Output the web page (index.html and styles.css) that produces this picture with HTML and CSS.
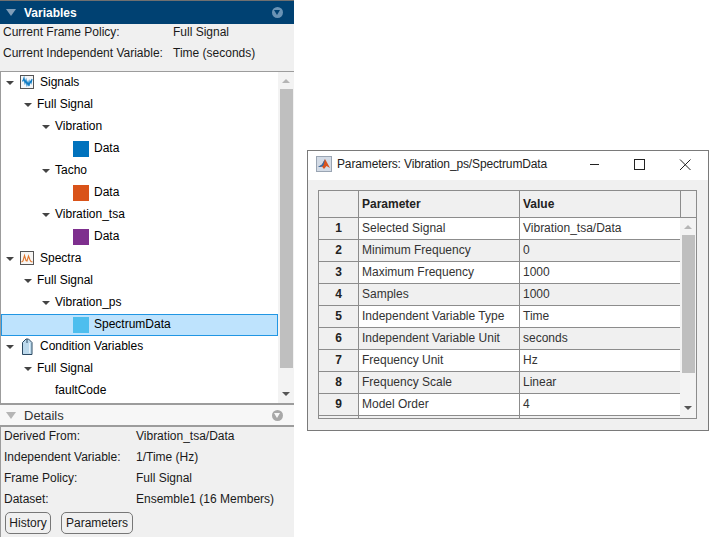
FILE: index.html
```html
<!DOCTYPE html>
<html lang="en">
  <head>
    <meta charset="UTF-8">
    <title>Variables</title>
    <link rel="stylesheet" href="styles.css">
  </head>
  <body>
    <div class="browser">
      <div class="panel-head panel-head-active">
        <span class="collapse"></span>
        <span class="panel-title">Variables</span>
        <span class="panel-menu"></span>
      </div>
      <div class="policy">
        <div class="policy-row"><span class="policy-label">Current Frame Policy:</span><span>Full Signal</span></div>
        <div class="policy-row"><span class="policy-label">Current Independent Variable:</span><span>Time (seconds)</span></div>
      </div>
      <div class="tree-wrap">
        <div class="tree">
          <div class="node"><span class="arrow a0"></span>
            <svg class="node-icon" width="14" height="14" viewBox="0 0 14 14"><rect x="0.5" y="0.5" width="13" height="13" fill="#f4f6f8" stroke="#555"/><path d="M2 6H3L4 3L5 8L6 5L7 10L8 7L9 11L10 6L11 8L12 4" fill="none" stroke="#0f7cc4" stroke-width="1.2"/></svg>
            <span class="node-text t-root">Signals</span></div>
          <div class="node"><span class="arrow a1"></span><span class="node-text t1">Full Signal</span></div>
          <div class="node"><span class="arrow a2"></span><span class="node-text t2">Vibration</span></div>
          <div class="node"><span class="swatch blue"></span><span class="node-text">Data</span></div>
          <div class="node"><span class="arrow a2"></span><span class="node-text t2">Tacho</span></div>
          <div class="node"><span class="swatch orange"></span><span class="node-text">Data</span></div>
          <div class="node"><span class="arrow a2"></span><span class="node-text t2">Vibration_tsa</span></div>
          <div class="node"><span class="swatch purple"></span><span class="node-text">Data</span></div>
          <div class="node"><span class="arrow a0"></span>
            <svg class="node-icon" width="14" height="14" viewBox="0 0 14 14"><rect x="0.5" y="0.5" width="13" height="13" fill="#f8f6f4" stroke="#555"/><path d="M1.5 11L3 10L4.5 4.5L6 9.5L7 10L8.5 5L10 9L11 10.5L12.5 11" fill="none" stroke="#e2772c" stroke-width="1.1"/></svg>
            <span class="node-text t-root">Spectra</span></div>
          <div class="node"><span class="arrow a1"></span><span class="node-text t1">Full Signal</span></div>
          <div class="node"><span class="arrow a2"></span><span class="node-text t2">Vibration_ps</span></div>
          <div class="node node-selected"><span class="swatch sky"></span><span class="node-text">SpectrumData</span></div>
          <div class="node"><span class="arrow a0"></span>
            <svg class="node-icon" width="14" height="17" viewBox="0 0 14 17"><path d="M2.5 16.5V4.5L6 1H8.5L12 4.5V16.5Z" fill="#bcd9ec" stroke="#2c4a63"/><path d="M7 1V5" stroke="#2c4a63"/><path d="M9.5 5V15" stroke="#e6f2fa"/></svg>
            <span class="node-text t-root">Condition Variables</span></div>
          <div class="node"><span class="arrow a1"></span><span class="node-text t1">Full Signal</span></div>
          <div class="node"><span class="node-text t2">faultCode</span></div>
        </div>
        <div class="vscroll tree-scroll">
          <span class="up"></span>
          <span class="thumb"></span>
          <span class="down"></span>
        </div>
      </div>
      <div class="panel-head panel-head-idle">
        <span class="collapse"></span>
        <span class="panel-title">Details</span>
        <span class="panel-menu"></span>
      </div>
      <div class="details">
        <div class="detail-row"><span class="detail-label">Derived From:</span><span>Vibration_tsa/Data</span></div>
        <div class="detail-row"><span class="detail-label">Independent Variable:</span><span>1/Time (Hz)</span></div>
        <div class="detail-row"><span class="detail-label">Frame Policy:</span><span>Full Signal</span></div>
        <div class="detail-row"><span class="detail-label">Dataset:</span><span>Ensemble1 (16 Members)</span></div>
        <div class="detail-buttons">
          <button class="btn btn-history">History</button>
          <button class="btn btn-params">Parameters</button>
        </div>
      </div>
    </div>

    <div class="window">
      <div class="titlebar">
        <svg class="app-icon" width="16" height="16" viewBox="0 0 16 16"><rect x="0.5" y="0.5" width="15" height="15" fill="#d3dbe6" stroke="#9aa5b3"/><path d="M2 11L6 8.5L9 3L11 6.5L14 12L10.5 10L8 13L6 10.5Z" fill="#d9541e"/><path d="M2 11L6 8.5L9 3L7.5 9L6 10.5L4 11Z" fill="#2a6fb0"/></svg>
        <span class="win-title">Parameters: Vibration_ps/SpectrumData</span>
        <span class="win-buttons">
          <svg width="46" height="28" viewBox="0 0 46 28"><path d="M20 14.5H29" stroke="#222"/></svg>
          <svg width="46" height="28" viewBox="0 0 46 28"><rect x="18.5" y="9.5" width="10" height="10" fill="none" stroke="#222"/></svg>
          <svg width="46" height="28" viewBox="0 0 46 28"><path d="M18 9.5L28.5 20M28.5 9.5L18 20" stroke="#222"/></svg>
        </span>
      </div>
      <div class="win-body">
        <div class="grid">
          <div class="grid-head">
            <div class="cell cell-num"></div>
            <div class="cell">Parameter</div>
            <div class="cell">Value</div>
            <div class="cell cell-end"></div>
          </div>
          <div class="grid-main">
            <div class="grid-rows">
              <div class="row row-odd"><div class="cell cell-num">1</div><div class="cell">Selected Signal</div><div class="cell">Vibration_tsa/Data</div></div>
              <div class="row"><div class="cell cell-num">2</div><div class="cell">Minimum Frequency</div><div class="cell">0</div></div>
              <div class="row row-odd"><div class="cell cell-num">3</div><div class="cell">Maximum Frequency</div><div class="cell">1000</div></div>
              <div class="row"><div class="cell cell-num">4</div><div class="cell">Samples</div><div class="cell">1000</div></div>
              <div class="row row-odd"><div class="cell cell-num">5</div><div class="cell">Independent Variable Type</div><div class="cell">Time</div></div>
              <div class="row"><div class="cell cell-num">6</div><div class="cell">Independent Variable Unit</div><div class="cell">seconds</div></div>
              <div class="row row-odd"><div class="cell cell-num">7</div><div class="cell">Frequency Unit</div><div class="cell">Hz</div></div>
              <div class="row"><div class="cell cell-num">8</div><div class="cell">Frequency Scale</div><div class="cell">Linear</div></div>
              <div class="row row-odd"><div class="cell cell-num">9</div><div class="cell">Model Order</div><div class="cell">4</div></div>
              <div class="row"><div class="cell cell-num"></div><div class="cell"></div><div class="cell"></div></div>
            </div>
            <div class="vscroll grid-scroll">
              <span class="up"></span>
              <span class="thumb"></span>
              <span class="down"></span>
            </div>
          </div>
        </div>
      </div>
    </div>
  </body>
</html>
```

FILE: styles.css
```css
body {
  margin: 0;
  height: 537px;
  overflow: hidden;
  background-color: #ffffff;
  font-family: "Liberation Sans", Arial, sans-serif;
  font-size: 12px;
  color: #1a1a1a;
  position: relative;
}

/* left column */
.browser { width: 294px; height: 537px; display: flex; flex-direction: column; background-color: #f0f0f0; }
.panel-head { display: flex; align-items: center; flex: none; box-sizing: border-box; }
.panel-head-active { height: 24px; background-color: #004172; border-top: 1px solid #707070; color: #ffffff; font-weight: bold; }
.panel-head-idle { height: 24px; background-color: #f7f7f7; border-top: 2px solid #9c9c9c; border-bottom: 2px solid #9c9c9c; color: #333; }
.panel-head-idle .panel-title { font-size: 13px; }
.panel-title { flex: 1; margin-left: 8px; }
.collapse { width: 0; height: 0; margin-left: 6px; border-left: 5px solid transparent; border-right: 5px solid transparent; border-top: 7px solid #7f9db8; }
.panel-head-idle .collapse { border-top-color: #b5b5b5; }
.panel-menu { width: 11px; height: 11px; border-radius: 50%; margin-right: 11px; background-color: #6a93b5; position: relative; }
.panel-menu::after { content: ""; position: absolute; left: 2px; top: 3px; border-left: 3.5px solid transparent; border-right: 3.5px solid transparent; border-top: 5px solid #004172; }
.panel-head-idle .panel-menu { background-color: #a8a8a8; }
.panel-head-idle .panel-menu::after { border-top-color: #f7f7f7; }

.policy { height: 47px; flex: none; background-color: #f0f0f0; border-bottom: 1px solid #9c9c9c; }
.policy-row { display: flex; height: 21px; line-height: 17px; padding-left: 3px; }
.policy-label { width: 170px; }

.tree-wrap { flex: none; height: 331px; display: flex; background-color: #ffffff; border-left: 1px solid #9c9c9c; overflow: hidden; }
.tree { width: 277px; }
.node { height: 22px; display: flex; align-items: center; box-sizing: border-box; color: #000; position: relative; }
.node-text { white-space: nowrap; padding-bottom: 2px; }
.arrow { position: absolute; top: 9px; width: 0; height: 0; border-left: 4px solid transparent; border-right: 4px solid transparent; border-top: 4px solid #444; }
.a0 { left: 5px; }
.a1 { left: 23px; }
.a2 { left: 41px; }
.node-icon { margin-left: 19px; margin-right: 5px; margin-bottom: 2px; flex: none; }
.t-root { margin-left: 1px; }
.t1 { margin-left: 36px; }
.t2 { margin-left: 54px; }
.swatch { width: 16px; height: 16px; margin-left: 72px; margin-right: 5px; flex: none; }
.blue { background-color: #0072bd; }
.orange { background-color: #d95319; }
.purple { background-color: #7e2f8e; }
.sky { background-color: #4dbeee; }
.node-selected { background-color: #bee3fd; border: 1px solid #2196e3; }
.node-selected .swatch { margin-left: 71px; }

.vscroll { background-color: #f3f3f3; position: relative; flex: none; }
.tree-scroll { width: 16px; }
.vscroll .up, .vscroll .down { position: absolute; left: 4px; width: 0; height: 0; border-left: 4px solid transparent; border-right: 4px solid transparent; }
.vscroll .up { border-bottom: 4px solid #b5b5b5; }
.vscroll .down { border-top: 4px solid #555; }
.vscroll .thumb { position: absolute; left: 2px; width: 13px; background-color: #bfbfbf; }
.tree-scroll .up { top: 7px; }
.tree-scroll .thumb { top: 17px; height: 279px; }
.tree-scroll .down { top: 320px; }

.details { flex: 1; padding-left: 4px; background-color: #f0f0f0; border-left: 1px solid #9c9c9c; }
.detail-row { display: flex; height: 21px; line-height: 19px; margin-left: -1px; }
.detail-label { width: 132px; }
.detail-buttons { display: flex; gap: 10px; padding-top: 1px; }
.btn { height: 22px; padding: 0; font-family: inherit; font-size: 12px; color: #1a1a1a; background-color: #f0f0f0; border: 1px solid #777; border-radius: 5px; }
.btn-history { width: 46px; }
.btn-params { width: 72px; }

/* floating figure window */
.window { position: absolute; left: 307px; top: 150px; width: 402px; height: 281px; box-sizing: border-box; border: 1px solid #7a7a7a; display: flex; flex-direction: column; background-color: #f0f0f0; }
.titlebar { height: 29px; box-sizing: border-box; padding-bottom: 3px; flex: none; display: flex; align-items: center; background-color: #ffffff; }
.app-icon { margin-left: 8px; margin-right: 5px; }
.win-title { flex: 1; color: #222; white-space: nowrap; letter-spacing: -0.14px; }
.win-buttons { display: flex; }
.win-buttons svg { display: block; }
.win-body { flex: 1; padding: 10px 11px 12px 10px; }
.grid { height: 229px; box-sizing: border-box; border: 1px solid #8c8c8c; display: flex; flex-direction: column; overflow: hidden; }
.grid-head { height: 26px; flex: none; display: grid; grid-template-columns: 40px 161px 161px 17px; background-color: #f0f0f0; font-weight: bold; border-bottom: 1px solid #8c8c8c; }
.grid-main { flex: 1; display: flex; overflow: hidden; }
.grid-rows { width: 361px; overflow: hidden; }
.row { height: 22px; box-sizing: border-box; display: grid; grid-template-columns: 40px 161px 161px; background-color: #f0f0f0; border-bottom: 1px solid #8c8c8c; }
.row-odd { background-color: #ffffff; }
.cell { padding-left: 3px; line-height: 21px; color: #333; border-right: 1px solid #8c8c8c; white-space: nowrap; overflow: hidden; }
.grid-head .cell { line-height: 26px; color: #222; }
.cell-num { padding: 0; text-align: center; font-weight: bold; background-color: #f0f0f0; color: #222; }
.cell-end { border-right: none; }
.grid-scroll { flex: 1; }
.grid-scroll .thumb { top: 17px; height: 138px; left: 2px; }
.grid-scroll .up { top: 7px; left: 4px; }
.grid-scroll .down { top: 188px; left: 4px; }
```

### What is required:
Give the number of lines in the listing above that hold the string "styles", with nothing else.

### Final result:
3